Film-maker Olivier Assayas who also made a film on left-wing terrorism with Carlos the Jackal remarked that the fact that the film addressed a very painful subject for modern Germany "was some kind of revolution," however he also remarked that its political perspective was limited: "I’m not German and I’m not an expert, but I never really bought the collective suicide theory. For me it’s absolutely impossible to believe. So I don’t think The Baader Meinhof Complex fully addresses the issue. The supposed suicides in Stammheim prison are for me the elephant in the living room of German politics dealing with that subject. You have to take a position on the subject and face it. The Baader Meinhof Complex doesn’t exactly face it."
The Filmbewertungsstelle Wiesbaden, Germany's national agency which evaluates movies on their artistic, documentary and historical significance, gave the movie the rating "especially valuable." In their explanatory statement the committee says: "the film tries to do justice to the terrorists as well as to the representatives of the German state by describing both sides with an equally objective distance." The committee asserts: "German history as a big movie production: impressive, authentic, political, tantalizing."
Michael Buback, the son of former chief federal prosecutor Siegfried Buback, who was assassinated by the RAF in 1977, expressed doubts concerning whether the film seriously attempts to present the historical truth, although he had not seen the movie when he expressed this concern. He subsequently amended this statement, but pointed out that the film concentrates almost exclusively on portraying the perpetrators, which carries with it the danger that the viewer will identify too strongly with the protagonists.
Protesting against the historically "distorted" and "almost completely false" depiction of the RAF's assassination of leading German banker Jürgen Ponto, Ignes Ponto, his widow and witness, returned her Federal Cross of Merit, since she saw the German government, which co-produced the film through various film financing funds, as jointly responsible for the "public humiliations" suffered by her and her family. Representing the family, her daughter Corinna Ponto called the film's violation of their privacy "wrong" and "particularly perfidious."
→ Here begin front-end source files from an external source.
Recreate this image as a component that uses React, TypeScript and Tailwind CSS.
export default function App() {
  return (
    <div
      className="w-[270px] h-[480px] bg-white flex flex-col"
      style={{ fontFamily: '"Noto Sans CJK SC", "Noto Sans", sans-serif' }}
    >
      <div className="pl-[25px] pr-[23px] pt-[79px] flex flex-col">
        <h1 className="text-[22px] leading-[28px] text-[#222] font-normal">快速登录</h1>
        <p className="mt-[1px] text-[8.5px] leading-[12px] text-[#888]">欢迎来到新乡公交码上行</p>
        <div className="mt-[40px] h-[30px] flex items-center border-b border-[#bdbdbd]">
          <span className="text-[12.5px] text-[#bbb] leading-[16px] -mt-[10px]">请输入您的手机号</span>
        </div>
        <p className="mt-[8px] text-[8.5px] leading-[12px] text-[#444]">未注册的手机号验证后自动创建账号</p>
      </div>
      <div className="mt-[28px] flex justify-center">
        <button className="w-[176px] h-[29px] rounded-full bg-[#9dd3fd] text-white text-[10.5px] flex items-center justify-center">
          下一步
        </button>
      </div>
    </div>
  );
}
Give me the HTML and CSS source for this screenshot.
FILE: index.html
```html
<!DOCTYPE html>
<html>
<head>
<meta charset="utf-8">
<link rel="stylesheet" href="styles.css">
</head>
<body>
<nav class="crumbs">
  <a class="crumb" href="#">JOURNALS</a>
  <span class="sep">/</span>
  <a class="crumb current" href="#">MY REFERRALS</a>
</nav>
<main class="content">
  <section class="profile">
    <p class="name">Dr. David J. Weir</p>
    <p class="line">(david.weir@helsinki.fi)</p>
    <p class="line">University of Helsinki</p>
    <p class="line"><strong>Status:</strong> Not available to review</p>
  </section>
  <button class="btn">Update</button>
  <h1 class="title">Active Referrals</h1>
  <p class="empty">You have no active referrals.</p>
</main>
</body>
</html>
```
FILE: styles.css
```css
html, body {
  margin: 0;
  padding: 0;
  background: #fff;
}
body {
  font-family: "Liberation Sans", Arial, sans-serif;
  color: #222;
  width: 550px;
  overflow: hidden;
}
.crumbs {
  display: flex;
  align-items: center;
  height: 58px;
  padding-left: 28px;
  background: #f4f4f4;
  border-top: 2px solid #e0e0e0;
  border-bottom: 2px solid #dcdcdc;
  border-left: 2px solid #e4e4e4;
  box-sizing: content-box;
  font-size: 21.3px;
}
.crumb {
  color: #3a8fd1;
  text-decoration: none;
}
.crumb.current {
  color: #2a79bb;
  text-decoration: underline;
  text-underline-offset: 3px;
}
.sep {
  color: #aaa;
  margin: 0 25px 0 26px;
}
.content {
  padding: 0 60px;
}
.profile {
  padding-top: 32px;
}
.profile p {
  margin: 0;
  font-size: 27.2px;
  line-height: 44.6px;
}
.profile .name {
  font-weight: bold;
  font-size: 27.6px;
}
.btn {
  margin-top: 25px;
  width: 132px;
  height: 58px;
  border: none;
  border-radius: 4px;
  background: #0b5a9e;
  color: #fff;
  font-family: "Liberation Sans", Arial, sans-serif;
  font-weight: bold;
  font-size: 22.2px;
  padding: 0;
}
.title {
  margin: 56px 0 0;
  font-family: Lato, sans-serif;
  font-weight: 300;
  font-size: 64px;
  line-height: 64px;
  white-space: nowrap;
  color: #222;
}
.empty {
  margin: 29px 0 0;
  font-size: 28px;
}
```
Jörg Schleyer, the son of the assassinated manager and then president of the Confederation of German Employers' Associations, Hanns Martin Schleyer, states, however, that the movie was a great film which finally portrayed the RAF as what it actually was, "a merciless, ruthless gang of murderers." Commenting on the blatant depiction of violence he said, "Only a movie like this can show young people how brutal and bloodthirsty the RAF's actions were at that time."
The German TV channel ARD aired the film split in two parts with new footage added to each part. This extended version was later released in Germany on DVD as well. The first part adds ten minutes and 41 seconds of new footage, the second part 3 minutes and 41 seconds.